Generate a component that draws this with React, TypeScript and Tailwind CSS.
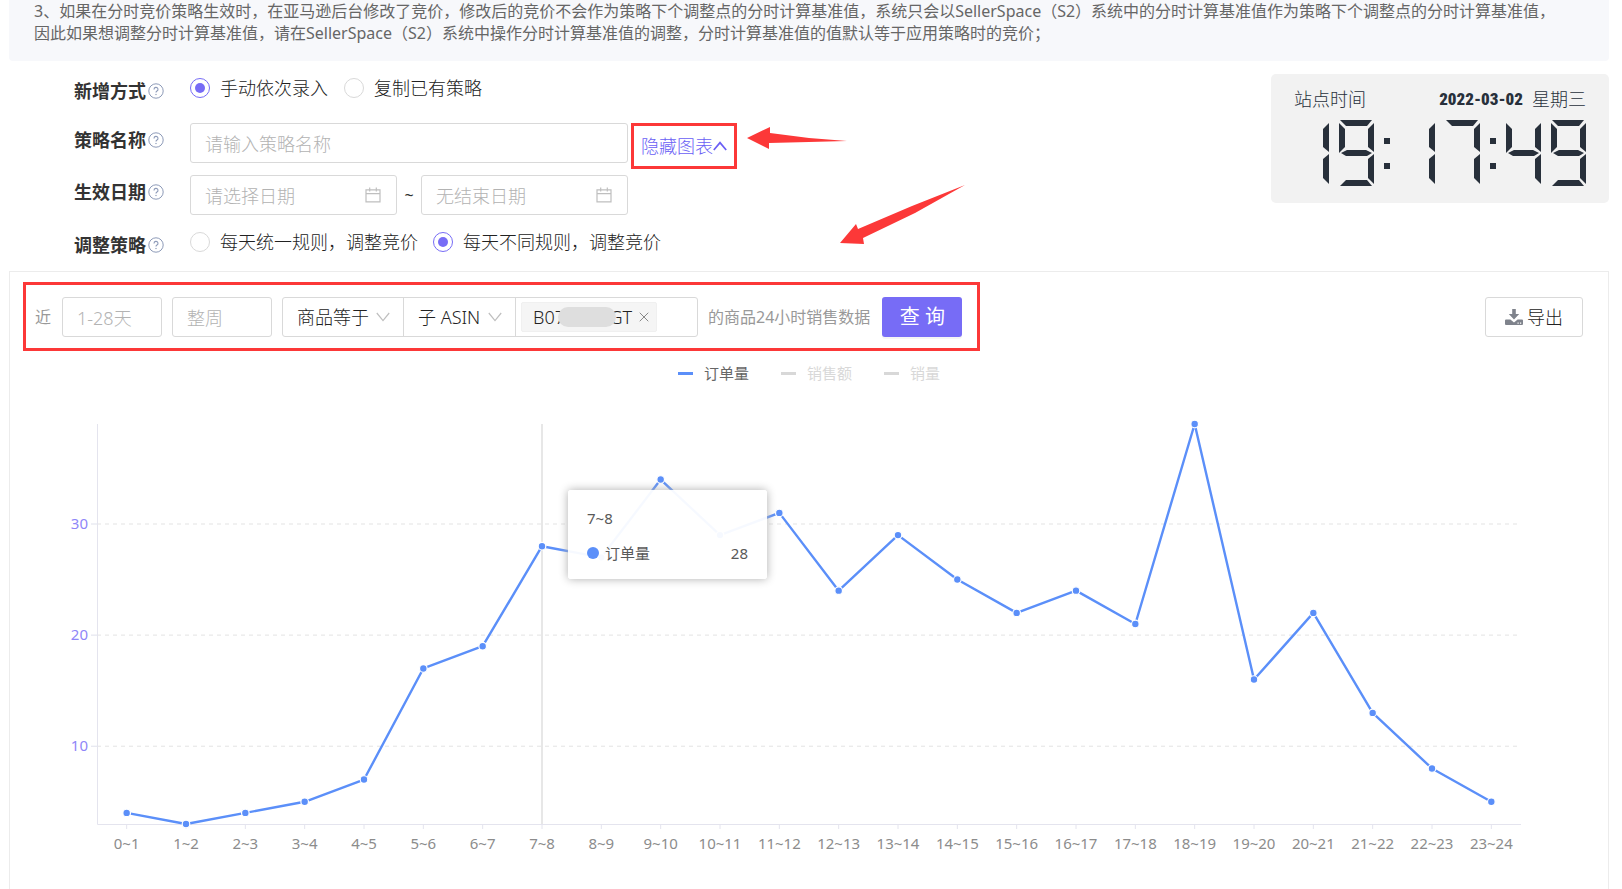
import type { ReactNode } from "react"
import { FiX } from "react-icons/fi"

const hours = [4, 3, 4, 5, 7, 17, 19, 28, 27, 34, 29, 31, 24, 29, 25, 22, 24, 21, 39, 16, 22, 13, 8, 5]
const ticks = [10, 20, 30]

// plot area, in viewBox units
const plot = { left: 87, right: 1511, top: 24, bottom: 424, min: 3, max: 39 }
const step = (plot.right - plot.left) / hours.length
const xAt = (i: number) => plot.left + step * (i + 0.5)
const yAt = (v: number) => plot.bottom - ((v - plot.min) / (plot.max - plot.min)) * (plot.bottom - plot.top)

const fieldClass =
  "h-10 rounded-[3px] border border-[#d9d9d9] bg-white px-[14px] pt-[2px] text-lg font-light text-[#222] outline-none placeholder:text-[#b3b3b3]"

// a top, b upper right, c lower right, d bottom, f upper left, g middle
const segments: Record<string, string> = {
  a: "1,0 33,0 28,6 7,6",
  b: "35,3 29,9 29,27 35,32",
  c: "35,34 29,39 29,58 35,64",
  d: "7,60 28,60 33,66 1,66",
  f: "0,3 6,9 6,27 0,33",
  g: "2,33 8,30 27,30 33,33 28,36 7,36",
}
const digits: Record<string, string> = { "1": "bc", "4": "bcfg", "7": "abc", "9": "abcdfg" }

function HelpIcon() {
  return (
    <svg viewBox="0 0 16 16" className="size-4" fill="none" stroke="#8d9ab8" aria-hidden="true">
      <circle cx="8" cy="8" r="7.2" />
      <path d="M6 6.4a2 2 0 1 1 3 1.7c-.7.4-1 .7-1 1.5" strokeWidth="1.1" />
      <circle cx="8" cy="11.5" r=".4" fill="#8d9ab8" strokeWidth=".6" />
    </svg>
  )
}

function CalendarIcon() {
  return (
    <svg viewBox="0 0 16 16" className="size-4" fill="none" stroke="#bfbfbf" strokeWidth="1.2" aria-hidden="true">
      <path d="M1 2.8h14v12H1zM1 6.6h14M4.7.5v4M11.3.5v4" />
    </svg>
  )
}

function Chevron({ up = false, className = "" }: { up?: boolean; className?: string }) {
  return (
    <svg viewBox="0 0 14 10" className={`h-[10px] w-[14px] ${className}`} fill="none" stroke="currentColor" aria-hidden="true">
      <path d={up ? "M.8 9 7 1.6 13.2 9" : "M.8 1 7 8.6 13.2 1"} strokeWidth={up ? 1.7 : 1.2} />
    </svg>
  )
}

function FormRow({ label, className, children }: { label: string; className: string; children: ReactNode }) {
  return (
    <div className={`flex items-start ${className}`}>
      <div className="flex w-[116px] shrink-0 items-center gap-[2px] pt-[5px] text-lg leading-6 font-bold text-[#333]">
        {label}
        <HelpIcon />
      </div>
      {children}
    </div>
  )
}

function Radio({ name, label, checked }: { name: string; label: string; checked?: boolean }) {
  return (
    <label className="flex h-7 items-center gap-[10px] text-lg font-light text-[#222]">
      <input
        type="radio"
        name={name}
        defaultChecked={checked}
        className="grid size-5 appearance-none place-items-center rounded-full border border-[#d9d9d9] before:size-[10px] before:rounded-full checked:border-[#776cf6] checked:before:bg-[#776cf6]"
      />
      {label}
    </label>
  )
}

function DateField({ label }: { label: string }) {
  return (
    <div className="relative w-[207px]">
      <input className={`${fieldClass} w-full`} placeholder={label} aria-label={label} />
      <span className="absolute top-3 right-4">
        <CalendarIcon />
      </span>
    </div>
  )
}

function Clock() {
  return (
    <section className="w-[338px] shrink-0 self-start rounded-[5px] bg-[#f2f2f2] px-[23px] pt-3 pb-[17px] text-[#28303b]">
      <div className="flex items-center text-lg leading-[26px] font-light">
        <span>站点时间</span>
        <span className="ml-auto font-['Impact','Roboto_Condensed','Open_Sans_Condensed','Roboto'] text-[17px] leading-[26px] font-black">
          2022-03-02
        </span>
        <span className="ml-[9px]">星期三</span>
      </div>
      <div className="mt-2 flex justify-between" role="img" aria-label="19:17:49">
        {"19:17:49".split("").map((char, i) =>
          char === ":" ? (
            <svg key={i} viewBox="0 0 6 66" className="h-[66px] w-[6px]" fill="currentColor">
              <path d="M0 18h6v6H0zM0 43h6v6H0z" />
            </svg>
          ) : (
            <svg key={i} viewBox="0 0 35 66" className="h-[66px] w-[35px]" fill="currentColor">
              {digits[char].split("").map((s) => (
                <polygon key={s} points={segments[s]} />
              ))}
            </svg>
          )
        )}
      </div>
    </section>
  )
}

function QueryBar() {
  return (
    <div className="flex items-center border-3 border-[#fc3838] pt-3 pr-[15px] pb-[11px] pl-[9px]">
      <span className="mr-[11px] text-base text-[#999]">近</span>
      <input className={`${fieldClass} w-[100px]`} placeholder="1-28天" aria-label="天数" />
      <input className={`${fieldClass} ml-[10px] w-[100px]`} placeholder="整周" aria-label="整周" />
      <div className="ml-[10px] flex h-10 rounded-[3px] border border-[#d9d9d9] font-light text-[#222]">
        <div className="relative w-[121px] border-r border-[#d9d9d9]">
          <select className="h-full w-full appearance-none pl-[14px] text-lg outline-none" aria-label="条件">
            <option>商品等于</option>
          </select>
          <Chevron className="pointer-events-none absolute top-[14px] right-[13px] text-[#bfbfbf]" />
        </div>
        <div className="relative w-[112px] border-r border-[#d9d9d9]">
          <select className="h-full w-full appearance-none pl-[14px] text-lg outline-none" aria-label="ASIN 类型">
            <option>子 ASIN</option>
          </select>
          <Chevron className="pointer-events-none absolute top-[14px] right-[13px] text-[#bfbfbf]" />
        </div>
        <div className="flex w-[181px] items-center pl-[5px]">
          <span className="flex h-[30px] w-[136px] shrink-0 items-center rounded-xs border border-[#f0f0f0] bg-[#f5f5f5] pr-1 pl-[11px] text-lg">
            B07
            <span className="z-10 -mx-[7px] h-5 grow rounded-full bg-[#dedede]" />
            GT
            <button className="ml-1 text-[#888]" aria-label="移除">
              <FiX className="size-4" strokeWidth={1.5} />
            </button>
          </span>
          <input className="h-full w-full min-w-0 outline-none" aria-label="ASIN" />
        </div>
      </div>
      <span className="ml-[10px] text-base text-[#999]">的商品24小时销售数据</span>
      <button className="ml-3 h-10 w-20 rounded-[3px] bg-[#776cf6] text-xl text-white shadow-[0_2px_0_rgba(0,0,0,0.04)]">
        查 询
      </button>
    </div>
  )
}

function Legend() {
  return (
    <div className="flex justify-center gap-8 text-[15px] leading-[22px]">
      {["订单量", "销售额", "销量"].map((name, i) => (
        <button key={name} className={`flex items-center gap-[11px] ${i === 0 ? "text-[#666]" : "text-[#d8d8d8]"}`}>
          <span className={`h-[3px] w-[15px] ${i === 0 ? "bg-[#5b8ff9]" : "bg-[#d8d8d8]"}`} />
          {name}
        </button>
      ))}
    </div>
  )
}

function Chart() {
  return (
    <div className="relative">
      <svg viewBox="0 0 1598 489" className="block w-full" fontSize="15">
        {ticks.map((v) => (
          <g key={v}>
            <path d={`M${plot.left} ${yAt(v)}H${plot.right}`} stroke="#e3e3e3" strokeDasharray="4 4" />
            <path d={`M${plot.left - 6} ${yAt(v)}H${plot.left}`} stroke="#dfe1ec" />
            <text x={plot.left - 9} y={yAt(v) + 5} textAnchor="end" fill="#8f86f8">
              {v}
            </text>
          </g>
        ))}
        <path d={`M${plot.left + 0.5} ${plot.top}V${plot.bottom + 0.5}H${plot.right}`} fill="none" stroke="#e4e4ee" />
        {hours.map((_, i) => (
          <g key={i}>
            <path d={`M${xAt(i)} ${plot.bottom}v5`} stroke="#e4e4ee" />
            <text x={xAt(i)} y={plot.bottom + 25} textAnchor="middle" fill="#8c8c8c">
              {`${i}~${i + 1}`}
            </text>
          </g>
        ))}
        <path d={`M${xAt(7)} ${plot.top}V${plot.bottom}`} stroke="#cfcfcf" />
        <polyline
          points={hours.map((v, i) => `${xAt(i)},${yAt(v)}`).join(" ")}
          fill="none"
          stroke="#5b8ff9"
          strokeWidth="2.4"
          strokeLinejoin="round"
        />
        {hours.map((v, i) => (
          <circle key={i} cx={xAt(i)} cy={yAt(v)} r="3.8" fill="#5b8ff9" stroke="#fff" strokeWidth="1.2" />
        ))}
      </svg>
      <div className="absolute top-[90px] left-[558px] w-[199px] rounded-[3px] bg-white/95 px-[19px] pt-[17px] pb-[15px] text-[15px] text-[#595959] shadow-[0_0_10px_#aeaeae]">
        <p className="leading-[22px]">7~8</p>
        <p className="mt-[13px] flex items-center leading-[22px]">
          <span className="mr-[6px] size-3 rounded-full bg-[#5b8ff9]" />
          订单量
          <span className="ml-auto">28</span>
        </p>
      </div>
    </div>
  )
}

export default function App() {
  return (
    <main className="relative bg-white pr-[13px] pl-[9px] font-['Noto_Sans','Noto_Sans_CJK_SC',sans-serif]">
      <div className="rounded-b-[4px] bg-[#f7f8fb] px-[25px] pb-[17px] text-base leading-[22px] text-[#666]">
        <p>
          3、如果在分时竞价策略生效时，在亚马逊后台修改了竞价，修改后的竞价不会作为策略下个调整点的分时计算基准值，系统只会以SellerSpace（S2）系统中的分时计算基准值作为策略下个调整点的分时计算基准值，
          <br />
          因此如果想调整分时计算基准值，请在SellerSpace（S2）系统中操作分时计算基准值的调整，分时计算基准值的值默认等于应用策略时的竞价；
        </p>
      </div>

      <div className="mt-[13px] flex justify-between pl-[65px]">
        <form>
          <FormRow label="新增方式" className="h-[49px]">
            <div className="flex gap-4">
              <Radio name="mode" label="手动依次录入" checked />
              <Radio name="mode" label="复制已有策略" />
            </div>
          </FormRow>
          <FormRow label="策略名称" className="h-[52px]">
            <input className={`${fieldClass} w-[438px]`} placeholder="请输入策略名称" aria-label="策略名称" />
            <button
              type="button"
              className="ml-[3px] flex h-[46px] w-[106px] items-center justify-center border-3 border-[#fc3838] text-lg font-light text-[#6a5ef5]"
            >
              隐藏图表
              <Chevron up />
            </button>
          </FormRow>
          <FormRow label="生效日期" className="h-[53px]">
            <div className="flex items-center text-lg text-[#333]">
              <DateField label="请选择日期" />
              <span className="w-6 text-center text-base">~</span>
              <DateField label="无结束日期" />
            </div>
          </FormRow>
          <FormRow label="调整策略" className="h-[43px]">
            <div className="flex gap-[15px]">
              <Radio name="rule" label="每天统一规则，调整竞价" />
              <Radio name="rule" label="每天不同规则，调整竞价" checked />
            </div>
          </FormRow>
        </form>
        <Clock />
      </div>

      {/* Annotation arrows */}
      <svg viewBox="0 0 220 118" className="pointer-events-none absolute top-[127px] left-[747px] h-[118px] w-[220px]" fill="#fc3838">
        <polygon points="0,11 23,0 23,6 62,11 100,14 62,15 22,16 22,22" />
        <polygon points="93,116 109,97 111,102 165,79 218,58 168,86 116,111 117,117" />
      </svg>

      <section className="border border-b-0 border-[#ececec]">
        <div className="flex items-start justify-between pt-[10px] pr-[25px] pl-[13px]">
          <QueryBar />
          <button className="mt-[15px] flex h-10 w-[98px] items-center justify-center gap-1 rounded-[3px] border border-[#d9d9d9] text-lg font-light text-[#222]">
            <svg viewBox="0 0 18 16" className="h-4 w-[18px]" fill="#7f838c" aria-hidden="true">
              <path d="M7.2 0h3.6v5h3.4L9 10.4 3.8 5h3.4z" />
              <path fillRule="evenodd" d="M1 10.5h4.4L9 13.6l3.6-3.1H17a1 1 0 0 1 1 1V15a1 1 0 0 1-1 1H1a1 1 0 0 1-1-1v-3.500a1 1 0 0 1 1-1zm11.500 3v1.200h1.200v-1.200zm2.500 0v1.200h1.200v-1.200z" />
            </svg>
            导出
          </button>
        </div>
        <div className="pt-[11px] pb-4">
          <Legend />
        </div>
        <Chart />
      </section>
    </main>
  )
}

################

**Your instructions:** Print, exactly as written, the lines above from the first one to the one containing "const ticks = [10, 20, 30]". Leave out pictures.

**Worked answer:**
Generate a component that draws this with React, TypeScript and Tailwind CSS.
import type { ReactNode } from "react"
import { FiX } from "react-icons/fi"

const hours = [4, 3, 4, 5, 7, 17, 19, 28, 27, 34, 29, 31, 24, 29, 25, 22, 24, 21, 39, 16, 22, 13, 8, 5]
const ticks = [10, 20, 30]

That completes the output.